• [SUPPLIED MATERIAL]
## START

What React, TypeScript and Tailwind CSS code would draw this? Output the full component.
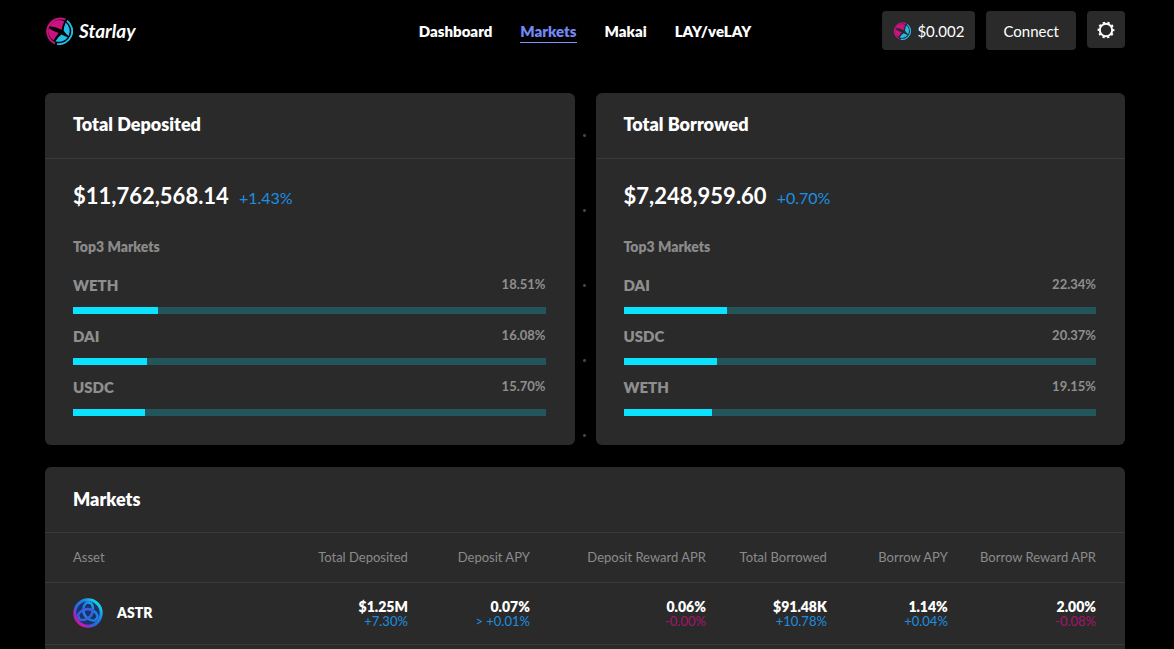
import React from "react";

type Share = { symbol: string; share: number };
type Summary = { title: string; total: string; change: string; top: Share[] };

const summaries: Summary[] = [
  {
    title: "Total Deposited",
    total: "$11,762,568.14",
    change: "+1.43%",
    top: [
      { symbol: "WETH", share: 18.51 },
      { symbol: "DAI", share: 16.08 },
      { symbol: "USDC", share: 15.7 },
    ],
  },
  {
    title: "Total Borrowed",
    total: "$7,248,959.60",
    change: "+0.70%",
    top: [
      { symbol: "DAI", share: 22.34 },
      { symbol: "USDC", share: 20.37 },
      { symbol: "WETH", share: 19.15 },
    ],
  },
];

const columns = [
  { label: "Total Deposited", value: "$1.25M", change: "+7.30%", up: true },
  { label: "Deposit APY", value: "0.07%", change: "> +0.01%", up: true },
  { label: "Deposit Reward APR", value: "0.06%", change: "-0.00%", up: false },
  { label: "Total Borrowed", value: "$91.48K", change: "+10.78%", up: true },
  { label: "Borrow APY", value: "1.14%", change: "+0.04%", up: true },
  { label: "Borrow Reward APR", value: "2.00%", change: "-0.08%", up: false },
];

const links = ["Dashboard", "Markets", "Makai", "LAY/veLAY"];

function StarlayMark({ className }: { className: string }) {
  return (
    <svg viewBox="0 0 28 28" className={className} aria-hidden="true" fill="none">
      <path d="M20.5 2.6A13 13 0 1 0 10 26.400" stroke="#c9137f" strokeWidth="1.900" />
      <path d="M22 3.700A13 13 0 0 1 12 26.900" stroke="#21bdea" strokeWidth="1.900" />
      <path d="M4.200 9.200A10.800 10.800 0 0 1 19.300 4.600Q17.200 8.500 16.600 12.800Q10.500 9.300 4.200 9.200Z" fill="#c9137f" />
      <path d="M3.500 11Q8.500 14.500 13.700 16Q10.500 19.500 8.700 23.400A10.800 10.800 0 0 1 3.500 11Z" fill="#c9137f" />
      <path d="M20.700 5.600A10.800 10.800 0 0 1 23.600 18.900Q20.600 16.800 18.600 13.800Q19 9.500 20.700 5.600Z" fill="#21bdea" />
      <path d="M10.400 24.200Q13 20 16.600 17.600Q19.500 19.200 22.800 20.200A10.800 10.800 0 0 1 10.400 24.200Z" fill="#21bdea" />
    </svg>
  );
}

function GearIcon() {
  return (
    <svg viewBox="0 0 18 18" className="size-[18px]" aria-hidden="true" fill="none" stroke="#fff">
      <circle cx="9" cy="9" r="6.200" strokeWidth="2" />
      <circle cx="9" cy="9" r="7.500" strokeWidth="1.800" strokeDasharray="2.356 2.356" strokeDashoffset="1.178" />
    </svg>
  );
}

function AstrIcon() {
  return (
    <svg viewBox="0 0 30 30" className="size-[30px]" aria-hidden="true" fill="none">
      <defs>
        <linearGradient id="astr" x1="3" y1="27" x2="26" y2="4" gradientUnits="userSpaceOnUse">
          <stop offset="0" stopColor="#f0069b" />
          <stop offset="0.180" stopColor="#b220bd" />
          <stop offset="0.380" stopColor="#2a63e0" />
          <stop offset="0.700" stopColor="#1a87e6" />
          <stop offset="1" stopColor="#16e3ea" />
        </linearGradient>
      </defs>
      <circle cx="15" cy="15" r="13" fill="#17346b" />
      <g stroke="url(#astr)">
        <circle cx="15" cy="15" r="13.200" strokeWidth="3" />
        <path
          d="M17.500 4.500C21.500 9 20.800 16.500 15 20.500C9.200 16.500 9.500 9 12.500 5.500Q15 3.500 17.500 5.500"
          strokeWidth="2.400"
        />
        <path
          d="M17.500 4.500C21.500 9 20.800 16.500 15 20.500C9.200 16.500 9.500 9 12.500 5.500Q15 3.500 17.500 5.500"
          strokeWidth="2.400"
          stroke="#2080e2"
          transform="rotate(120 15 15)"
        />
        <path
          d="M17.500 4.500C21.500 9 20.800 16.500 15 20.500C9.200 16.500 9.500 9 12.500 5.500Q15 3.500 17.500 5.500"
          strokeWidth="2.400"
          stroke="#3a5fd8"
          transform="rotate(240 15 15)"
        />
      </g>
    </svg>
  );
}

function Header() {
  return (
    <header className="bg-black pr-1">
      <div className="mx-auto grid max-w-[1080px] grid-cols-[1fr_auto_1fr] items-start pt-[11px] pb-[43px]">
        <a href="#home" className="flex h-[39px] items-center gap-1.5">
          <StarlayMark className="size-7" />
          <span className="text-[19px] leading-6 font-bold italic">Starlay</span>
        </a>
        <nav className="flex h-[39px] items-center gap-7 text-[15px] leading-5 font-extrabold">
          {links.map((link) => (
            <a
              key={link}
              href={`#${link}`}
              className={
                link === "Markets"
                  ? "border-y border-t-transparent border-b-[#7c8ffb] py-px text-[#7488f5]"
                  : "border-y border-transparent py-px"
              }
            >
              {link}
            </a>
          ))}
        </nav>
        <div className="flex items-start justify-end gap-[11px] text-[15px] leading-5">
          <button className="flex h-[39px] items-center gap-1.5 rounded bg-[#2a2a2a] px-[11px]">
            <StarlayMark className="size-[18px]" />
            $0.002
          </button>
          <button className="h-[39px] rounded bg-[#2a2a2a] px-[17px]">Connect</button>
          <button aria-label="Settings" className="flex h-[37px] w-[38px] items-center justify-center rounded bg-[#2a2a2a]">
            <GearIcon />
          </button>
        </div>
      </div>
    </header>
  );
}

function SummaryCard({ title, total, change, top }: Summary) {
  return (
    <section className="rounded-md bg-[#2a2a2a]">
      <h2 className="border-b border-[#3a3a3a] px-7 pt-[19px] pb-[22px] text-lg leading-6 font-extrabold">{title}</h2>
      <div className="pt-[23px] pr-[29px] pb-[29px] pl-7">
        <p className="flex items-baseline gap-2.5">
          <span className="text-[22px] leading-7 font-bold">{total}</span>
          <span className="text-base leading-5 text-[#1e8fe0]">{change}</span>
        </p>
        <h3 className="mt-[27px] text-sm leading-5 font-extrabold text-[#8b8b8b]">Top3 Markets</h3>
        <ul className="mt-[18px] flex flex-col gap-3 font-bold text-[#8f8f8f]">
          {top.map(({ symbol, share }) => (
            <li key={symbol} className="flex flex-col gap-3">
              <div className="flex justify-between">
                <span className="text-[15px] leading-5 font-extrabold">{symbol}</span>
                <span className="text-[13px] leading-[18px]">{share.toFixed(2)}%</span>
              </div>
              <div className="h-[7px] bg-[#22565b]">
                <div className="h-full bg-[#0be2ff]" style={{ width: `${share - 0.5}%` }} />
              </div>
            </li>
          ))}
        </ul>
      </div>
    </section>
  );
}

function MarketsTable() {
  return (
    <section className="mt-[22px] grow rounded-t-md bg-[#2a2a2a]">
      <h2 className="border-b border-[#3a3a3a] px-7 pt-5 pb-[21px] text-lg leading-6 font-extrabold">Markets</h2>
      <table className="w-full table-fixed text-right">
        <colgroup>
          <col className="w-[22.4%]" />
          <col className="w-[11.2%]" />
          <col className="w-[11.3%]" />
          <col className="w-[16.3%]" />
          <col className="w-[11.2%]" />
          <col className="w-[11.2%]" />
          <col className="w-[16.4%]" />
        </colgroup>
        <thead>
          <tr className="h-[49px] border-b border-[#3a3a3a] text-[13px] leading-5 whitespace-nowrap text-[#8b8b8b]">
            <th className="pl-7 text-left font-normal">Asset</th>
            {columns.map(({ label }) => (
              <th key={label} className="font-normal last:pr-[29px]">{label}</th>
            ))}
          </tr>
        </thead>
        <tbody>
          <tr className="h-[62px] border-b border-[#3a3a3a] text-sm">
            <th className="pl-7 text-left font-extrabold">
              <span className="flex items-center gap-3.5">
                <AstrIcon />
                ASTR
              </span>
            </th>
            {columns.map(({ label, value, change, up }) => (
              <td key={label} className="pt-0.5 leading-[15px] last:pr-[29px]">
                <span className="block font-extrabold">{value}</span>
                <span className={up ? "block text-[13px] text-[#1e8fe0]" : "block text-[13px] text-[#a8146c]"}>{change}</span>
              </td>
            ))}
          </tr>
        </tbody>
      </table>
    </section>
  );
}

export default function App() {
  return (
    <div className="flex min-h-screen flex-col bg-black font-['Lato',sans-serif] text-white">
      <Header />
      <main className="flex grow flex-col bg-[radial-gradient(circle,#444_1px,transparent_2px)] bg-[size:75px_75px] bg-[position:547px_5px] pr-1">
        <div className="mx-auto flex w-full max-w-[1080px] grow flex-col">
          <div className="grid grid-cols-2 gap-[21px]">
            {summaries.map((summary) => (
              <SummaryCard key={summary.title} {...summary} />
            ))}
          </div>
          <MarketsTable />
        </div>
      </main>
    </div>
  );
}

## END

• [SET PROBLEM]
Starting with the first line of the data above and ending with the line containing "string; total: string;", please restate every line exactly, leaving images out.

• [SOLUTION BELOW]
What React, TypeScript and Tailwind CSS code would draw this? Output the full component.
import React from "react";

type Share = { symbol: string; share: number };
type Summary = { title: string; total: string; change: string; top: Share[] };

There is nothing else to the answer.